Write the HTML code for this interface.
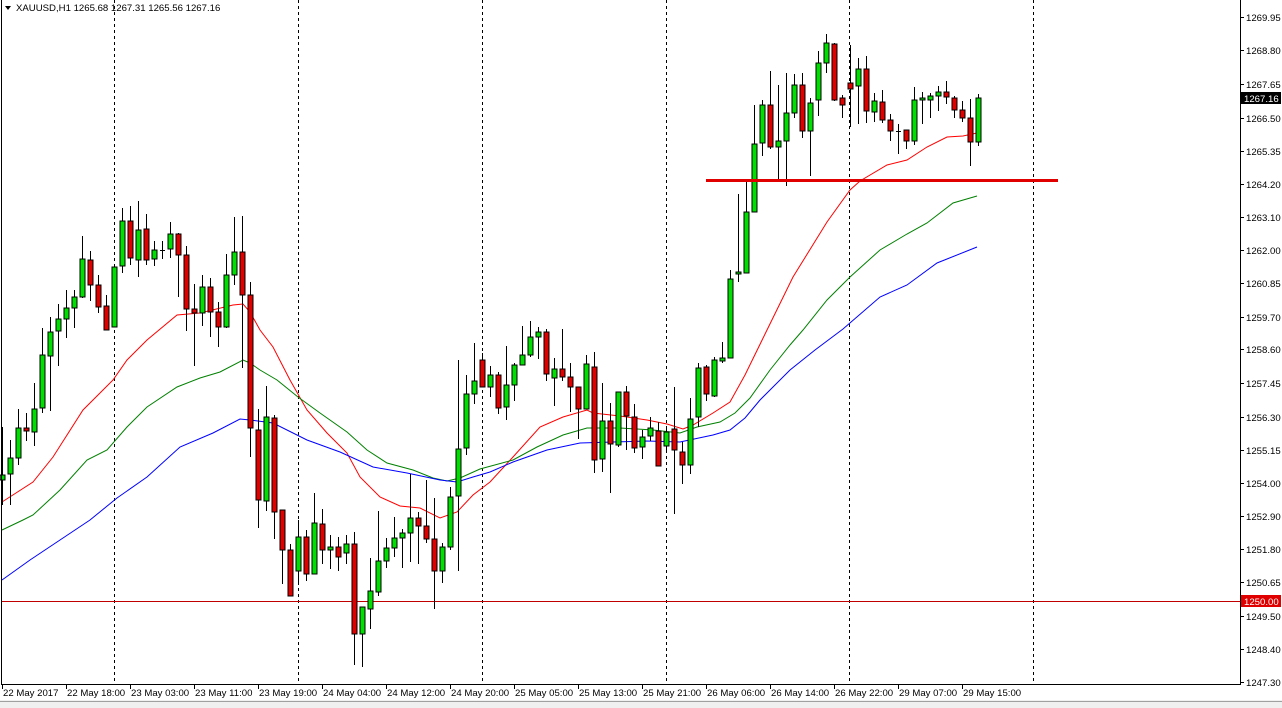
<!DOCTYPE html>
<html><head><meta charset="utf-8"><style>
body{margin:0;width:1282px;height:708px;overflow:hidden;background:#fff;font-family:"Liberation Sans",Tahoma,sans-serif}
svg{position:absolute;left:0;top:0}
svg text{font-family:"Liberation Sans",sans-serif;font-size:9.6px;fill:#000}
</style></head><body>
<svg id="s" width="1282" height="708" xmlns="http://www.w3.org/2000/svg">
<rect x="0" y="700" width="1282" height="8" fill="#f0f0f0"/>
<line x1="0" y1="701.5" x2="1282" y2="701.5" stroke="#a0a0a0"/>
<g id="grid" stroke="#000" stroke-dasharray="3,3" stroke-width="1"></g>
<line x1="2" y1="601.5" x2="1240" y2="601.5" stroke="#c00000" stroke-width="1"/>
<g id="ma"></g>
<g id="c"></g>
<line x1="706" y1="180.5" x2="1058" y2="180.5" stroke="#e00000" stroke-width="3"/>
<line x1="1.5" y1="0" x2="1.5" y2="685" stroke="#000"/>
<line x1="1" y1="684.5" x2="1240" y2="684.5" stroke="#000"/>
<line x1="1240.5" y1="0" x2="1240.5" y2="685" stroke="#000"/>
<g id="ax"></g>
<polygon points="5,6 11,6 8,10" fill="#000"/>
<text x="16" y="11">XAUUSD,H1  1265.68 1267.31 1265.56 1267.16</text>
<rect x="1241" y="92" width="40" height="12" fill="#000"/>
<text x="1244" y="102" style="fill:#fff">1267.16</text>
<rect x="1241" y="595" width="40" height="12" fill="#e00000"/>
<text x="1244" y="605" style="fill:#fff">1250.00</text>
</svg>
<script>
var NS="http://www.w3.org/2000/svg";
function el(p,t,a,txt){var e=document.createElementNS(NS,t);for(var k in a)e.setAttribute(k,a[k]);if(txt)e.textContent=txt;document.getElementById(p).appendChild(e);}
[115,299,483,667,850,1034].forEach(function(x){el('grid','line',{x1:x-.5,y1:0,x2:x-.5,y2:684});});
var lab=[["1269.95",17],["1268.80",50],["1267.65",84],["1266.50",118],["1265.35",151],["1264.20",184],["1263.10",217],["1262.00",250],["1260.85",283],["1259.70",317],["1258.60",349],["1257.45",383],["1256.30",417],["1255.15",450],["1254.00",483],["1252.90",516],["1251.80",549],["1250.65",582],["1249.50",616],["1248.40",649],["1247.30",682]];
lab.forEach(function(l){el('ax','line',{x1:1240,y1:l[1]+.5,x2:1244,y2:l[1]+.5,stroke:'#000'});el('ax','text',{x:1246,y:l[1]+4},l[0]);});
var tl=["22 May 2017","22 May 18:00","23 May 03:00","23 May 11:00","23 May 19:00","24 May 04:00","24 May 12:00","24 May 20:00","25 May 05:00","25 May 13:00","25 May 21:00","26 May 06:00","26 May 14:00","26 May 22:00","29 May 07:00","29 May 15:00"];
tl.forEach(function(t,i){var x=2+64*i;el('ax','line',{x1:x+.5,y1:684,x2:x+.5,y2:689,stroke:'#000'});el('ax','text',{x:x+1,y:696},t);});
var C=[[480,475,427,505],[474,458,440,505],[458,428,409,465],[428,431,413,441],[432,409,383,446],[408,355,328,413],[356,332,317,411],[331,319,304,366],[319,308,290,338],[308,297,290,328],[297,259,236,298],[260,285,251,301],[285,307,275,313],[306,330,295,330],[327,267,267,327],[266,221,208,273],[221,258,206,265],[260,230,201,277],[229,260,214,265],[259,250,241,266],[250,250,241,259],[249,234,222,258],[234,255,233,297],[255,309,246,331],[309,313,284,366],[313,287,275,326],[287,312,278,337],[312,327,302,347],[327,275,254,328],[275,252,217,285],[252,295,216,368],[295,428,282,457],[430,500,409,528],[501,417,386,511],[418,512,415,539],[510,550,510,584],[550,596,544,596],[571,537,520,583],[537,574,530,581],[574,523,493,574],[524,550,509,564],[550,547,535,569],[547,557,537,571],[553,544,535,564],[544,634,532,665],[634,607,607,667],[609,591,558,629],[592,561,511,596],[561,548,538,568],[548,538,517,557],[538,533,529,568],[533,518,474,562],[518,526,512,564],[526,539,480,543],[539,571,498,609],[571,547,543,583],[547,497,487,550],[496,449,360,571],[448,394,375,455],[394,381,343,404],[360,387,353,387],[387,375,366,397],[375,408,372,414],[407,385,346,420],[385,365,363,401],[365,355,326,365],[355,337,321,357],[337,332,327,359],[332,374,329,381],[378,369,358,406],[369,377,329,381],[377,387,363,412],[387,409,387,439],[409,364,355,409],[367,460,352,473],[459,421,383,472],[421,444,403,493],[445,392,392,447],[392,416,386,450],[417,448,404,453],[447,437,430,459],[436,428,417,441],[431,466,422,466],[446,432,429,450],[429,450,387,514],[452,465,442,484],[465,419,398,474],[417,368,363,427],[367,394,365,401],[396,360,357,397],[361,358,342,363],[358,279,270,358],[274,272,194,282],[273,212,180,273],[212,144,105,212],[143,105,100,156],[105,147,71,149],[147,141,85,180],[141,113,73,186],[113,85,74,118],[85,131,73,138],[131,103,98,176],[100,63,51,116],[63,43,34,73],[44,100,43,101],[98,105,95,118],[83,89,45,127],[86,69,58,124],[69,111,56,123],[112,101,93,122],[102,120,90,123],[120,131,114,141],[131,131,124,154],[130,141,130,149],[141,100,87,145],[100,98,92,124],[100,96,93,118],[96,92,86,111],[92,97,81,104],[98,110,96,118],[110,118,101,122],[118,142,99,166],[142,98,94,146]];
C.forEach(function(c,i){var x=2+8*i;var o=c[0],cl=c[1],h=c[2],l=c[3];
el('c','line',{x1:x+.5,y1:h,x2:x+.5,y2:l,stroke:'#000'});
var top=Math.min(o,cl),bh=Math.abs(o-cl);
if(bh<1){el('c','line',{x1:x-2,y1:top+.5,x2:x+3,y2:top+.5,stroke:'#000'});}
else el('c','rect',{x:x-2,y:top,width:5,height:bh,fill:(cl<o?'#00e000':'#e00000'),stroke:'#000','stroke-width':1});});
var red=[[2,502],[33,482],[53,457],[83,410],[100,393],[113,380],[127,360],[147,340],[177,315],[200,313],[233,305],[243,304],[250,312],[260,330],[273,347],[290,380],[307,410],[327,433],[347,453],[360,477],[380,497],[400,506],[420,508],[440,518],[457,512],[473,495],[490,482],[513,457],[540,427],[563,417],[587,410],[593,413],[620,416],[647,420],[667,424],[683,429],[693,425],[713,413],[730,402],[745,375],[767,330],[793,277],[827,222],[850,190],[860,181],[887,165],[907,160],[927,147],[947,137],[963,136],[977,133]];
var grn=[[2,530],[23,520],[33,515],[60,490],[87,460],[107,450],[127,427],[147,407],[177,387],[200,378],[220,372],[243,360],[250,363],[260,370],[277,380],[298,397],[320,413],[347,432],[367,450],[387,463],[413,470],[433,478],[447,481],[460,478],[480,469],[513,460],[537,447],[563,435],[587,428],[620,428],[653,430],[680,433],[697,427],[720,422],[735,413],[750,398],[770,370],[790,345],[803,330],[827,300],[850,277],[880,250],[907,234],[927,223],[953,203],[977,196]];
var blu=[[2,580],[30,560],[60,540],[90,520],[117,498],[147,477],[180,447],[213,433],[240,419],[250,420],[273,423],[307,440],[340,452],[373,467],[407,473],[440,480],[457,482],[473,477],[490,472],[513,462],[547,450],[580,443],[613,442],[647,441],[680,442],[713,435],[730,430],[745,418],[760,400],[790,370],[815,350],[843,329],[880,297],[907,285],[937,263],[977,247]];
[[red,'#ff0000'],[grn,'#008000'],[blu,'#0000ff']].forEach(function(m){el('ma','polyline',{points:m[0].map(function(p){return p.join(',')}).join(' '),fill:'none',stroke:m[1],'stroke-width':1});});
</script>
</body></html>
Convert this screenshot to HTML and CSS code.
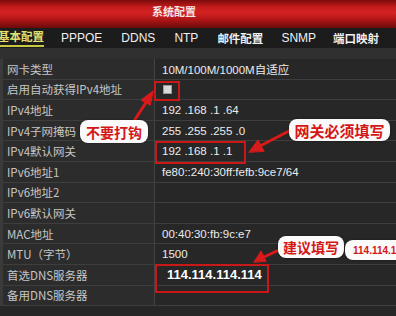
++++++++++
-- TO BE DONE --
Go through the records and copy each line with "code" in it.

-- FULL SOLUTION --
Write the HTML code for this interface.
Convert this screenshot to HTML and CSS code.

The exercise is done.